Where a line holds the string "React", return that line.

--- start Dataset content ---

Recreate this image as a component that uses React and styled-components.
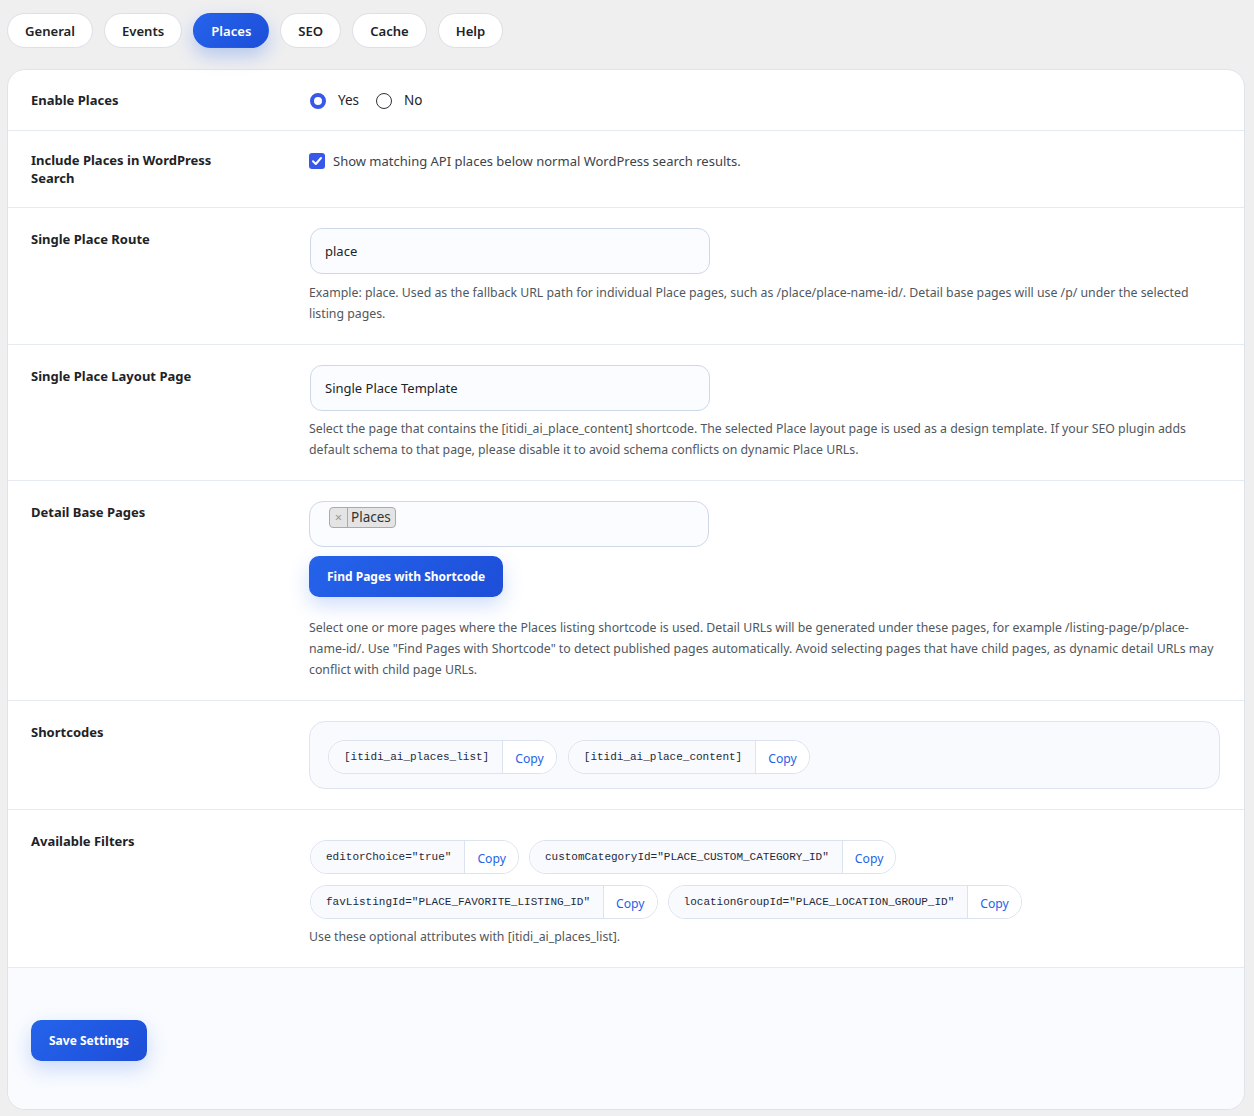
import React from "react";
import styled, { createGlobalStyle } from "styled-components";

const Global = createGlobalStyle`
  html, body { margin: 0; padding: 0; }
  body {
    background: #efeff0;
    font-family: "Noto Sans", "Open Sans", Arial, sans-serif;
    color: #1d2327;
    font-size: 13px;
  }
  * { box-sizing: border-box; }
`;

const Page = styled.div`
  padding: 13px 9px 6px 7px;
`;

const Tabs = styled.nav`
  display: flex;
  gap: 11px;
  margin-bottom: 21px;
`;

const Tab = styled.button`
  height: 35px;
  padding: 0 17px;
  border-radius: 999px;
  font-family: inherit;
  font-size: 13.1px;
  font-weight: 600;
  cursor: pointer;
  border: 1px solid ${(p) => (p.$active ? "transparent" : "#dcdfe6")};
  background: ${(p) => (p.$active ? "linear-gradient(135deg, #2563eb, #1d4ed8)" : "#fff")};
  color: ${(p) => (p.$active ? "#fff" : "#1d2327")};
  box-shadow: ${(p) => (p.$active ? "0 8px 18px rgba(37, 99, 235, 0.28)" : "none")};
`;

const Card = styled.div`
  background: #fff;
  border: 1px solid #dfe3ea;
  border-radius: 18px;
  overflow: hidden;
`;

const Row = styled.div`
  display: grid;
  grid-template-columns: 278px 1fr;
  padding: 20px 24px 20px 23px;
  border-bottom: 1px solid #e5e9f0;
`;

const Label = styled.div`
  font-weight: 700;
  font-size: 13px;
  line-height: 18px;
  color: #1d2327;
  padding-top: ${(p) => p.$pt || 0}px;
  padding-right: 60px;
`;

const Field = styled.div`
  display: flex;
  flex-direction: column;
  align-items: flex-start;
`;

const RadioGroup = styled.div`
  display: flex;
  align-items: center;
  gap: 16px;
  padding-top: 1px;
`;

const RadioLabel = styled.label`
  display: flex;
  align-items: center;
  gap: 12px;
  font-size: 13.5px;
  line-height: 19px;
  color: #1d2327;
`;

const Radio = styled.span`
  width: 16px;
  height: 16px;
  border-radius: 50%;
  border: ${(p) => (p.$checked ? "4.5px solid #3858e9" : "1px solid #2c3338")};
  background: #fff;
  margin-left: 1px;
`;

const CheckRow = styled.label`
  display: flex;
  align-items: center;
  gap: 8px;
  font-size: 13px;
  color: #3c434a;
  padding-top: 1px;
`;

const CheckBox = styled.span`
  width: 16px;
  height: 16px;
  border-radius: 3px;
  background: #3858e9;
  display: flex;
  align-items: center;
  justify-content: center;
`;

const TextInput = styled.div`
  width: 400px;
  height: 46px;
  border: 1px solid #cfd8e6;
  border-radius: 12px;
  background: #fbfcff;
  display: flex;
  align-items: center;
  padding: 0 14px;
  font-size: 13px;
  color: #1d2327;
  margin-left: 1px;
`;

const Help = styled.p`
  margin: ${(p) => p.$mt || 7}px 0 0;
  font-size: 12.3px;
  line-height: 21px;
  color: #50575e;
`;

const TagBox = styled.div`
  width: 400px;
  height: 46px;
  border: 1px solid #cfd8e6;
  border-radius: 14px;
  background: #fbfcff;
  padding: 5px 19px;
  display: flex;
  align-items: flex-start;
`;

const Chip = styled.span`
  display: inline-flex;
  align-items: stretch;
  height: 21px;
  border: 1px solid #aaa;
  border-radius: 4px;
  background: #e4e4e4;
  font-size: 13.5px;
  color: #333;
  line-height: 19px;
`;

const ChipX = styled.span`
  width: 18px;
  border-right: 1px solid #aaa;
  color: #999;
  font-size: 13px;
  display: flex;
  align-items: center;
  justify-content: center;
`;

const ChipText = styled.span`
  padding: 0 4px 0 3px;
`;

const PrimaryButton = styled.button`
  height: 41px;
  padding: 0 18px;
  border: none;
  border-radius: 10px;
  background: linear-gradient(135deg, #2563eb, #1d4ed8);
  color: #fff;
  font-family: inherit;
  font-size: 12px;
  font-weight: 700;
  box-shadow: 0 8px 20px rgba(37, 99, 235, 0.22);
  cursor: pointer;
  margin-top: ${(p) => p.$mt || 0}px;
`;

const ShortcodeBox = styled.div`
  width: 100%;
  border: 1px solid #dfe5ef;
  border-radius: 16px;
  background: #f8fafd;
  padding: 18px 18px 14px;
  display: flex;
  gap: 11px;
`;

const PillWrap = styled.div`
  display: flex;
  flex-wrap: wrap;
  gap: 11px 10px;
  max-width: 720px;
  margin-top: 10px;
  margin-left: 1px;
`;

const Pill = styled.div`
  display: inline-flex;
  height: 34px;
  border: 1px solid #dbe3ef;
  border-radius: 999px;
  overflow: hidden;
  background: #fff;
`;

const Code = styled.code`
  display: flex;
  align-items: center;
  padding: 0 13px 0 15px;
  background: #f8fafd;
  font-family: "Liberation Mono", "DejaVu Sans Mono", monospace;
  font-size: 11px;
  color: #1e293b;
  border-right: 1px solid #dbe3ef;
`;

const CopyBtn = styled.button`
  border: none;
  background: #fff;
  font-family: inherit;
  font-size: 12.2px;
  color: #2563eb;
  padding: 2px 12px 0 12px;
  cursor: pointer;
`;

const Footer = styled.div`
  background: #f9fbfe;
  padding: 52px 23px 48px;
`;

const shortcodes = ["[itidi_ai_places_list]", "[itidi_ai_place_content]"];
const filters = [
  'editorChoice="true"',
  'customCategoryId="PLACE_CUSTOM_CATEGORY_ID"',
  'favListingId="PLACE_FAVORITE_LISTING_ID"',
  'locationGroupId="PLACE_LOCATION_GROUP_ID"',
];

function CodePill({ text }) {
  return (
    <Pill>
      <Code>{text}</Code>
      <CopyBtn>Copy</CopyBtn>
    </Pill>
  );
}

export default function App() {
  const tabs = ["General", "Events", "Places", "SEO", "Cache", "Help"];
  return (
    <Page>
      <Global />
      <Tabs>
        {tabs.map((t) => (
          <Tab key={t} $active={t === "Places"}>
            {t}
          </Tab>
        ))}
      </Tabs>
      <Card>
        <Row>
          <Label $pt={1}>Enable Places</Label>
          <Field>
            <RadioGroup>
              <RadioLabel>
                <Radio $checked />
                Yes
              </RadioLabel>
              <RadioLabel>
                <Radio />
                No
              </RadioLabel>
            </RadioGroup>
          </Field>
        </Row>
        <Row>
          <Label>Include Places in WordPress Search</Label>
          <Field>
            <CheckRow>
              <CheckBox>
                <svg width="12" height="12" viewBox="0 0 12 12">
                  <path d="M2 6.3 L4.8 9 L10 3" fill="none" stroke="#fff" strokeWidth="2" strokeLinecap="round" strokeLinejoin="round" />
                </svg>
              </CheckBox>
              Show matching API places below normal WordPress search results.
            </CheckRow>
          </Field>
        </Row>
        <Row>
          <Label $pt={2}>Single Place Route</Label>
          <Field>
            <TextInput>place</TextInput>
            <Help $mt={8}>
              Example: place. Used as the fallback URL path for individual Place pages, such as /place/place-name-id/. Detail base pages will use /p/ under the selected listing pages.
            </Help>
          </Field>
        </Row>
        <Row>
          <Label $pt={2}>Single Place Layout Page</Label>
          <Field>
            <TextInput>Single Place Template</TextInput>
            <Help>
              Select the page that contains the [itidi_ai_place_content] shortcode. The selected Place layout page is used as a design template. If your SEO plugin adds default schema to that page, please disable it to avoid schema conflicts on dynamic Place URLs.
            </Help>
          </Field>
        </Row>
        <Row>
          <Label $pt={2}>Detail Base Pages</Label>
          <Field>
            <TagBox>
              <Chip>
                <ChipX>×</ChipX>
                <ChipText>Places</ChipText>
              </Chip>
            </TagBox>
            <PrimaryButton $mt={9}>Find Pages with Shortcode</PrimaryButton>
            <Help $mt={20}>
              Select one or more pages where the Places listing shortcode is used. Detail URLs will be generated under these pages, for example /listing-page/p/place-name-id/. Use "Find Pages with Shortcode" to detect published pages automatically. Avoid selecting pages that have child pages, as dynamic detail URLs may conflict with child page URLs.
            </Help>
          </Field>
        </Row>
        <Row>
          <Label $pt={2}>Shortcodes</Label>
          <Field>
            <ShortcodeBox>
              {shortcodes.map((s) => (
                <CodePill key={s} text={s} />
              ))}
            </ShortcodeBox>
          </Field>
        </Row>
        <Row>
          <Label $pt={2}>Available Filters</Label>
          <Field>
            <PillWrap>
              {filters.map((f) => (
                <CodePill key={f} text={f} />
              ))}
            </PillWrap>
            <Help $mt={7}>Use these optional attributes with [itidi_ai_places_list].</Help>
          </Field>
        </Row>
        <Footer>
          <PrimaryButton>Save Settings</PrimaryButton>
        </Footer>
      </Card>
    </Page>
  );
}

--- end Dataset content ---

Output for this task ::
Recreate this image as a component that uses React and styled-components.
import React from "react";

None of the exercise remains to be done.